----- Exercise data -----
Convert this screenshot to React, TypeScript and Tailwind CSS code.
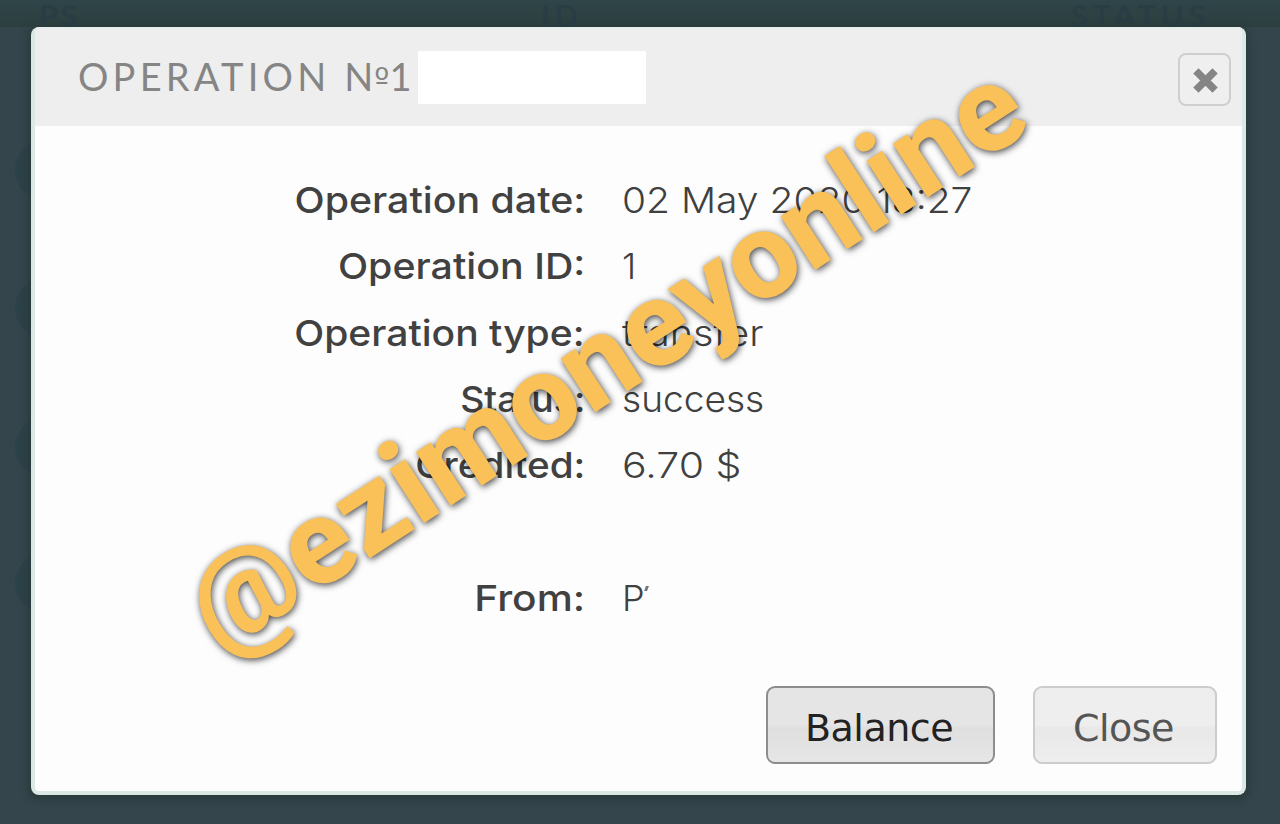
import type { ReactNode } from "react";

type Row = { label: string; value: string; labelClass: string; valueClass: string };

const rows: Row[] = [
  { label: "Operation date:", value: "02 May 2020 18:27", labelClass: "scale-x-[1.092]", valueClass: "scale-x-[1.083]" },
  { label: "Operation ID:", value: "1", labelClass: "scale-x-[1.093]", valueClass: "" },
  { label: "Operation type:", value: "transfer", labelClass: "scale-x-[1.085]", valueClass: "scale-x-[1.1]" },
  { label: "Status:", value: "success", labelClass: "scale-x-[1.04]", valueClass: "scale-x-[1.03]" },
  { label: "Credited:", value: "6.70 $", labelClass: "scale-x-[1.075]", valueClass: "scale-x-[1.14]" },
  { label: "", value: "", labelClass: "", valueClass: "" },
  { label: "From:", value: "P", labelClass: "scale-x-[1.13]", valueClass: "" },
];

function DialogButton({ className, children }: { className: string; children: ReactNode }) {
  return (
    <button
      className={`flex h-[78px] items-center justify-center rounded-[9px] border-2 pt-1.5 pr-[3px] font-['DejaVu_Sans',sans-serif] text-[38px] leading-none tracking-[-0.5px] ${className}`}
    >
      {children}
    </button>
  );
}

export default function App() {
  return (
    <div className="relative h-[824px] w-[1280px] overflow-hidden bg-[#34464c] pt-[27px] pl-[31px]">
      <div className="absolute inset-x-0 top-0 h-[27px] bg-linear-to-b from-[#2f4549] to-[#2d3f3f] font-['Lato',sans-serif] text-[31px] leading-none font-bold tracking-[2px] text-[#2a3d44]">
        <span className="absolute top-0 left-[39px]">PS</span>
        <span className="absolute top-0 left-[541px] tracking-[4px]">ID</span>
        <span className="absolute top-0 left-[1071px] tracking-[4.6px]">STATUS</span>
      </div>
      <div className="absolute top-[140px] left-[15px] h-[60px] w-[60px] rounded-full bg-[#2c4148]" />
      <div className="absolute top-[278px] left-[15px] h-[60px] w-[60px] rounded-full bg-[#2c4148]" />
      <div className="absolute top-[417px] left-[15px] h-[60px] w-[60px] rounded-full bg-[#2c4148]" />
      <div className="absolute top-[553px] left-[15px] h-[60px] w-[60px] rounded-full bg-[#2c4148]" />

      <div className="relative flex h-[768px] w-[1215px] flex-col overflow-hidden rounded-[8px] border-r-4 border-b-4 border-l-4 border-[#dce8e3] bg-[#fdfdfd] shadow-[0_2px_7px_3px_#293b3b]">
        <header className="flex h-[99px] shrink-0 items-center border-t-2 border-[#e6eeec] bg-[#eeeeee] pr-[11px] pb-[2px] pl-[43px]">
          <h1 className="w-[340px] font-['Lato',sans-serif] text-[38px] leading-none font-normal tracking-[4.2px] whitespace-nowrap text-[#858585]">
            OPERATION <span className="tracking-[0px]">N</span>
            <span className="ml-px font-['DejaVu_Sans',sans-serif] text-[32px] leading-none tracking-[0px]">º</span>1
          </h1>
          <div className="mt-[2px] h-[53px] w-[228px] bg-white" />
          <button
            aria-label="Close dialog"
            className="mt-[5px] ml-auto flex size-[53px] items-center justify-center rounded-[8px] border-2 border-[#cfcfcf] bg-[#efefef]"
          >
            <svg viewBox="0 0 26 26" className="mt-[2px] ml-[2px] size-[25px]" fill="none" stroke="#858585" strokeWidth="7.8">
              <path d="M3 3 L23 23 M23 3 L3 23" />
            </svg>
          </button>
        </header>

        <dl className="mt-[41px] flex flex-col font-['Inter',sans-serif] text-[36px] leading-none">
          {rows.map((row, i) => (
            <div key={i} className="flex h-[66.3px] items-center">
              <dt className="w-[550px] text-right font-medium whitespace-pre text-[#414141]">
                <span className={`inline-block origin-right ${row.labelClass}`}>{row.label}</span>
              </dt>
              <dd className="ml-[37px] font-[350] whitespace-pre text-[#404040]">
                <span className={`inline-block origin-left ${row.valueClass}`}>{row.value}</span>
                {row.label === "From:" && (
                  <span className="inline-block h-[5px] w-[3px] -translate-y-[20px] skew-x-[-20deg] bg-[#777]" />
                )}
              </dd>
            </div>
          ))}
        </dl>

        <footer className="mt-auto mb-[27px] flex justify-end gap-[38px] pr-[25px]">
          <DialogButton className="w-[229px] border-[#8d8d8d] bg-linear-to-b from-[#e5e5e5] from-50% via-[#dfdfdf] via-54% to-[#e6e6e6] to-100% text-[#222222]">
            Balance
          </DialogButton>
          <DialogButton className="w-[184px] border-[#cccccc] bg-linear-to-b from-[#eeeeee] from-50% via-[#e8e8e8] via-54% to-[#eeeeee] to-100% text-[#555555]">
            Close
          </DialogButton>
        </footer>
      </div>

      <div className="pointer-events-none absolute top-[554px] left-[220px] origin-[0_101px] rotate-[-32.9deg] font-['Roboto',sans-serif] text-[121px] leading-none font-extrabold whitespace-nowrap text-[#fac158] [text-shadow:0_2px_7px_rgba(0,0,0,0.75)]">
        @ezimoneyonline
      </div>
    </div>
  );
}
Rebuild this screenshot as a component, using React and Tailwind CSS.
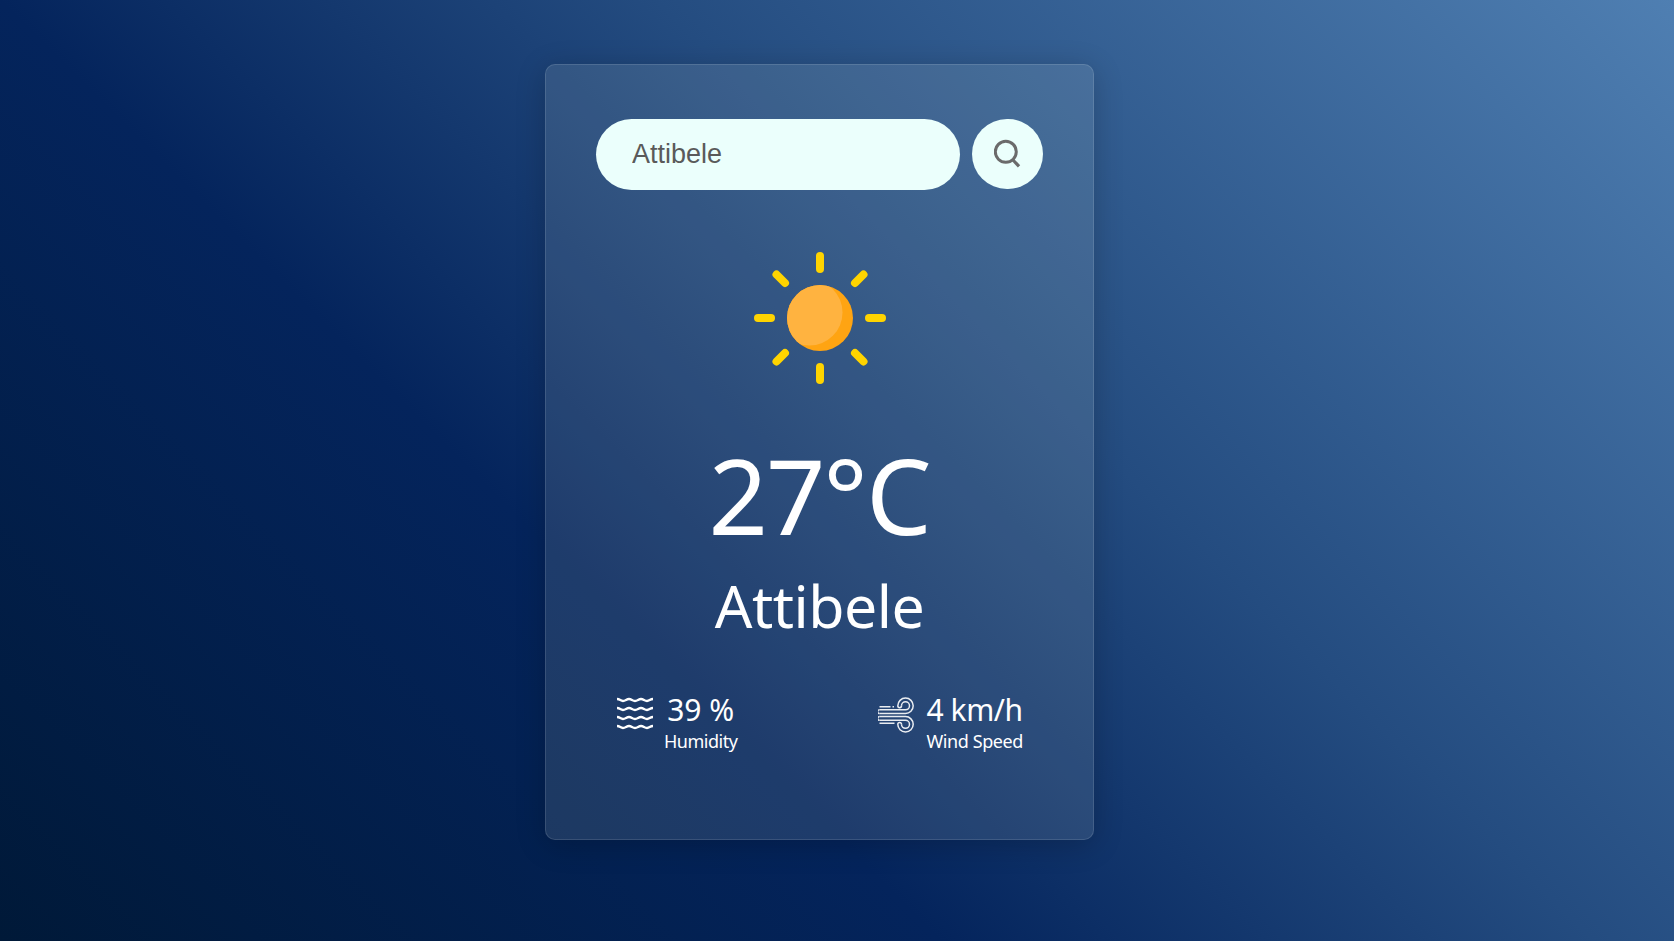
const rays = [0, 45, 90, 135, 180, 225, 270, 315];

function SunIcon() {
  return (
    <svg viewBox="0 0 132 132" className="size-[132px]">
      <defs>
        <clipPath id="disc"><circle cx="66" cy="66" r="33" /></clipPath>
      </defs>
      <circle cx="66" cy="66" r="33" fill="#ffa412" />
      <circle cx="55.500" cy="60.500" r="33" fill="#ffb340" clipPath="url(#disc)" />
      {rays.map((a) => (
        <path key={a} d={a % 90 ? "M66 4.500V16.500" : "M66 4V17"} transform={`rotate(${a} 66 66)`} stroke="#ffd400" strokeWidth="8" strokeLinecap="round" />
      ))}
    </svg>
  );
}

function SearchIcon() {
  return (
    <svg viewBox="0 0 28 30" className="h-[30px] w-7" fill="none" stroke="#6b6b6b" strokeWidth="3">
      <circle cx="11.800" cy="12.800" r="10.500" />
      <path d="M18.500 20.500L25 27.300" strokeWidth="3.200" />
    </svg>
  );
}

function HumidityIcon() {
  return (
    <svg viewBox="0 0 36 34" className="h-[34px] w-9" fill="none" stroke="#fff" strokeWidth="2.300">
      {[2.5, 11.5, 20.5, 29.5].map((y) => (
        <path key={y} d={`M0 ${y - 0.5}C3 ${y - 0.5} 3.500 ${y + 1.5} 6 ${y + 1.5}S9.500 ${y - 0.5} 12 ${y - 0.5}S15.500 ${y + 1.5} 18 ${y + 1.5}S21.500 ${y - 0.5} 24 ${y - 0.5}S27.500 ${y + 1.5} 30 ${y + 1.5}S33 ${y - 0.5} 36 ${y - 0.5}`} />
      ))}
    </svg>
  );
}

function WindIcon() {
  return (
    <svg viewBox="0 0 36 36" className="size-9" fill="none" stroke="#fff" strokeOpacity="0.9" strokeWidth="1.500">
      <path d="M1.500 12.800H27.500A4 4 0 1 0 23.500 8.800" />
      <path d="M1.500 16.500H27.500A7.700 7.700 0 1 0 19.800 8.800A1.850 1.850 0 0 0 23.500 8.800" />
      <path d="M1.500 12.800A1.850 1.850 0 0 0 1.500 16.500" />
      <path d="M1.500 23.300H27.500A4 4 0 1 1 23.500 27.300" />
      <path d="M1.500 19.600H27.500A7.700 7.700 0 1 1 19.800 27.300A1.850 1.850 0 0 1 23.500 27.300" />
      <path d="M1.500 19.600A1.850 1.850 0 0 0 1.500 23.300" />
      <path d="M1.500 9.800H12.500M14.500 9.800H16M1.500 26.300H16.500" />
    </svg>
  );
}

export default function App() {
  return (
    <main className="flex h-screen items-start justify-center overflow-hidden bg-[linear-gradient(45deg,#001938_0%,#04245c_36%,#244c80_61%,#4f7fb2_100%)] pt-16 pr-[35px] font-['Noto_Sans',sans-serif] text-white">
      <section className="flex h-[776px] w-[549px] flex-col items-center rounded-[10px] border border-white/12 bg-[#f4fff0]/11 px-[50px] pt-[54px] shadow-[0_5px_30px_rgba(0,0,0,0.2)]">
        <div className="flex w-full items-start justify-between">
          <input
            aria-label="City"
            defaultValue="Attibele"
            className="h-[71px] w-[364px] rounded-full bg-[#ebfffc] px-9 pb-px font-['Liberation_Sans',sans-serif] text-[27px] text-[#5a5a5a] outline-none"
          />
          <button aria-label="Search" className="flex h-[70px] w-[71px] items-center justify-center rounded-full bg-[#ebfffc]">
            <SearchIcon />
          </button>
        </div>
        <div className="mt-[62px] pl-px"><SunIcon /></div>
        <h1 className="mt-[48px] pr-px text-[104px] leading-[126px] font-normal tracking-[-2px]">27°C</h1>
        <h2 className="mt-[7px] text-[59px] leading-[80px] font-normal tracking-[-0.5px]">Attibele</h2>
        <div className="mt-[48px] flex w-full justify-between px-5">
          <div className="flex">
            <div className="pt-1 pl-px"><HumidityIcon /></div>
            <div className="ml-[11px] text-center">
              <p className="text-[30px] leading-[34px]">39 %</p>
              <p className="text-[18px] leading-[28px] tracking-[-0.5px]">Humidity</p>
            </div>
          </div>
          <div className="flex">
            <div className="pt-1"><WindIcon /></div>
            <div className="ml-3">
              <p className="text-[30px] leading-[34px] tracking-[-0.4px]">4 km/h</p>
              <p className="text-[18px] leading-[28px] tracking-[-0.4px]">Wind Speed</p>
            </div>
          </div>
        </div>
      </section>
    </main>
  );
}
-----
Problem statement — Repeat only the lines from the beginning of the material through the line containing "string; value: string;", both ends kept, leaving pictures out.

Solution for this task —
Convert this screenshot to React, TypeScript and Tailwind CSS code.
import type { ReactNode } from "react";

type Row = { label: string; value: string; labelClass: string; valueClass: string };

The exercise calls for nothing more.